Desde luego ni agua ni electricidad parecen importantes, algo de comida y su tabaco son perentorios.
¿Tan poco basta para satisfacerlo?
¿Con tan poco se conforma?
¿Es su horizonte tan escaso? Frente a las demandas y personas demandantes habituales en nuestras consultas…
¿Cómo llego hasta allí?
Por otro lado, lo social enmarca el cuadro, tanto por las quejas previas de sus vecinos como por la perspectiva posible de esta persona del diferente/disonante social.
Nosotros los médicos (y la sociedad, vecinos) vamos a marcarle los límites de su disfrute, desde luego el tabaco no entraría en nuestras opciones. El hermano cubría lo básico para él.
La mirada le da entidad y no es un semblante triste a pesar de todo.

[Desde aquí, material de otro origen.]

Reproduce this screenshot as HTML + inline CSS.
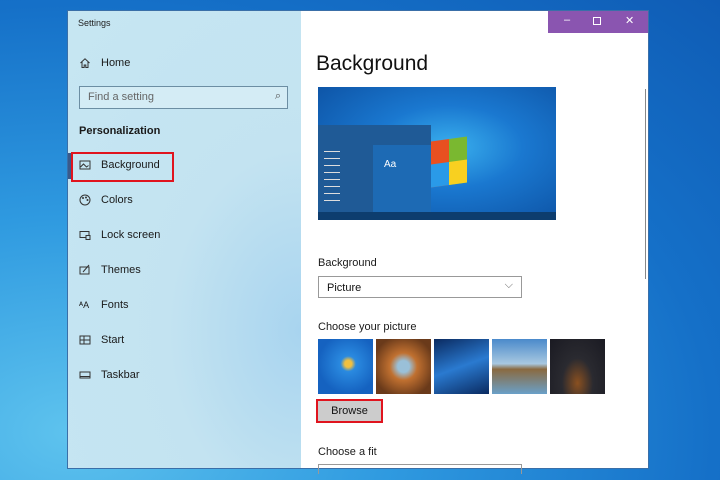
<!DOCTYPE html>
<html><head><style>
*{margin:0;padding:0;box-sizing:border-box}
body{width:720px;height:480px;overflow:hidden;position:relative;font-family:"Liberation Sans",sans-serif;
background:radial-gradient(ellipse at 10% 90%,#5ec3ee 0%,#2f9ae0 35%,#1570c8 70%,#0f5cb5 100%);}
.win{position:absolute;left:67px;top:10px;width:582px;height:459px;background:#fff;border:1px solid #3a6fa8;}
.side{position:absolute;left:0;top:0;width:233px;height:100%;
background:radial-gradient(ellipse at 100% 70%,#a8d4ef 0%,#c3e3f1 40%,#c6e6f2 100%),#c2e2f0;}
.side .t{position:absolute;left:10px;top:7px;font-size:9px;color:#222}
.item{position:absolute;left:11px;font-size:11px;color:#1a1a1a;display:flex;align-items:center}
.item svg{width:12px;height:12px;margin-right:10px}
.search{position:absolute;left:11px;top:75px;width:209px;height:23px;border:1px solid #6c8ea3;background:#d4ecf5;font-size:11px;color:#666;padding:4px 8px}
.main{position:absolute;left:233px;top:0;right:0;height:100%}
.red{position:absolute;border:2px solid #e0141e}
.tb{position:absolute;right:0;top:0;width:100px;height:22px;background:#8a55b0;color:#fff;font-size:11px}
.lbl{position:absolute;font-size:11px;color:#1a1a1a}
.th{position:absolute;top:328px;width:55px;height:55px}
</style></head><body>
<div class="win">
 <div class="side">
  <div class="t">Settings</div>
  <div class="item" style="top:46px"><svg viewBox="0 0 12 12"><path d="M1.5 6L6 1.8 10.5 6M3 5v5.5h2.2V8h1.6v2.5H9V5" fill="none" stroke="#333" stroke-width="1"/></svg>Home</div>
  <div class="search">Find a setting<span style="position:absolute;right:6px;top:3px;color:#555">⌕</span></div>
  <div style="position:absolute;left:11px;top:114px;font-size:11px;font-weight:bold;color:#1a1a1a">Personalization</div>
  <div style="position:absolute;left:0;top:142px;width:3px;height:26px;background:#3a5a8a"></div>
  <div class="item" style="top:148px"><svg viewBox="0 0 12 12"><rect x="1" y="2" width="10" height="8" fill="none" stroke="#333"/><path d="M1.5 8l3-3 3 3 2-1.5" fill="none" stroke="#333"/></svg>Background</div>
  <div class="item" style="top:183px"><svg viewBox="0 0 12 12"><circle cx="6" cy="6" r="5" fill="none" stroke="#333"/><circle cx="4" cy="4" r="1" fill="#333"/><circle cx="7" cy="3.5" r="1" fill="#333"/><circle cx="8.5" cy="6" r="1" fill="#333"/></svg>Colors</div>
  <div class="item" style="top:218px"><svg viewBox="0 0 12 12"><rect x="1" y="2.5" width="9" height="6" fill="none" stroke="#333"/><rect x="7" y="6.5" width="4" height="4" fill="#c2e2f0" stroke="#333"/></svg>Lock screen</div>
  <div class="item" style="top:253px"><svg viewBox="0 0 12 12"><rect x="1" y="3" width="9" height="7" fill="none" stroke="#333"/><path d="M4 8l6-7" stroke="#333"/></svg>Themes</div>
  <div class="item" style="top:288px"><span style="width:12px;margin-right:10px;font-size:9px">ᴬA</span>Fonts</div>
  <div class="item" style="top:323px"><svg viewBox="0 0 12 12"><rect x="1" y="2" width="10" height="8" fill="none" stroke="#333"/><path d="M1 6h10M5 2v8" stroke="#333"/></svg>Start</div>
  <div class="item" style="top:358px"><svg viewBox="0 0 12 12"><rect x="1" y="3" width="10" height="6" fill="none" stroke="#333"/><path d="M1 7.5h10" stroke="#333"/></svg>Taskbar</div>
 </div>
 <div class="red" style="left:3px;top:141px;width:103px;height:30px"></div>
 <div class="main">
  <div class="tb"><span style="position:absolute;left:16px;top:3px">–</span><span style="position:absolute;left:45px;top:6px;width:8px;height:8px;border:1px solid #fff"></span><span style="position:absolute;left:77px;top:3px">✕</span></div>
  <div style="position:absolute;left:15px;top:41px;font-size:21px;color:#111">Background</div>
  <div style="position:absolute;left:17px;top:76px;width:238px;height:133px;overflow:hidden;background:radial-gradient(ellipse at 55% 45%,#3ab0ee 0%,#1a78d0 40%,#0c4fa0 100%)">
   <div style="position:absolute;left:113px;top:52px;width:36px;height:46px;transform:skewY(-8deg);background:linear-gradient(90deg,#e85020 0 50%,#7ab830 50%);"></div>
   <div style="position:absolute;left:113px;top:75px;width:36px;height:23px;transform:skewY(-8deg);background:linear-gradient(90deg,#2a9ae8 0 50%,#f8d020 50%);"></div>
   <div style="position:absolute;left:0;top:38px;width:113px;height:87px;background:#1f5a96"></div>
   <div style="position:absolute;left:55px;top:58px;width:58px;height:67px;background:#1d6ab4;color:#fff;font-size:10px;padding:14px 0 0 11px">Aa</div>
   <div style="position:absolute;left:6px;top:58px;width:16px;height:60px;background:repeating-linear-gradient(#1f5a96 0 6px,#ddd 6px 7px)"></div>
   <div style="position:absolute;left:0;top:125px;width:238px;height:8px;background:#0d3d6e"></div>
  </div>
  <div style="position:absolute;top:78px;height:190px;right:2px;width:1px;background:#888"></div>
  <div class="lbl" style="left:17px;top:246px">Background</div>
  <div style="position:absolute;left:17px;top:265px;width:204px;height:22px;border:1px solid #999;font-size:11px;padding:5px 8px;color:#111">Picture<span style="position:absolute;right:8px;top:2px;color:#666">⌵</span></div>
  <div class="lbl" style="left:17px;top:310px">Choose your picture</div>
  <div class="th" style="left:17px;background:radial-gradient(circle at 55% 45%,#f0c040 0 8%,#2a8ae0 18%,#1562c0 70%)"></div>
  <div class="th" style="left:75px;background:radial-gradient(circle at 50% 50%,#9ac0d8 0 15%,#c07030 35%,#6a3a1a 80%)"></div>
  <div class="th" style="left:133px;background:linear-gradient(160deg,#0a2a60,#2a7ad0 50%,#0a2a60)"></div>
  <div class="th" style="left:191px;background:linear-gradient(#4a8acb,#a8c8e0 45%,#8a6a40 55%,#6aa0c8)"></div>
  <div class="th" style="left:249px;background:radial-gradient(ellipse at 50% 80%,#8a5020 0%,#2a2a30 40%,#1a1a22)"></div>
  <div style="position:absolute;left:15px;top:388px;width:67px;height:24px;background:#ccc;font-size:11px;text-align:center;line-height:20px;color:#111;border:2px solid #e0141e">Browse</div>
  <div class="lbl" style="left:17px;top:435px">Choose a fit</div>
  <div style="position:absolute;left:17px;top:453px;width:204px;height:10px;border:1px solid #999;border-bottom:none"></div>
 </div>
</div>
</body></html>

En medio de ese revuelto de basuras, surge la persona y la doctora va dispuesta a su encuentro, a pesar del mal olor previo, le tiende la mano franca, desde el principio....y podemos imaginar cómo cuesta, más allá de las cucarachas, explorar un cuerpo en esas condiciones. Me trae al recuerdo una situación similar con un "sin techo" recogido en la calle por una ambulancia y mis dificultades para explorarlo. El individuo estaba decidido también a mantener su autonomía, en ese caso quería ir al hospital…solo a dormir, estaba ebrio.
Habla también de la diversidad de entornos y escenarios del médico de familia, conviviendo con situaciones complejas más allá del medio clínico.
Una vez fuera del hospital …¿Quién es capaz de modificar su modus vivendi?¿Quién le atenderá? ¿Volverá a corresponderle a otro médico de familia?
GRACIAS por la experiencia.
Pilar Arroyo- Grupo Ccón y Salud. Navarra.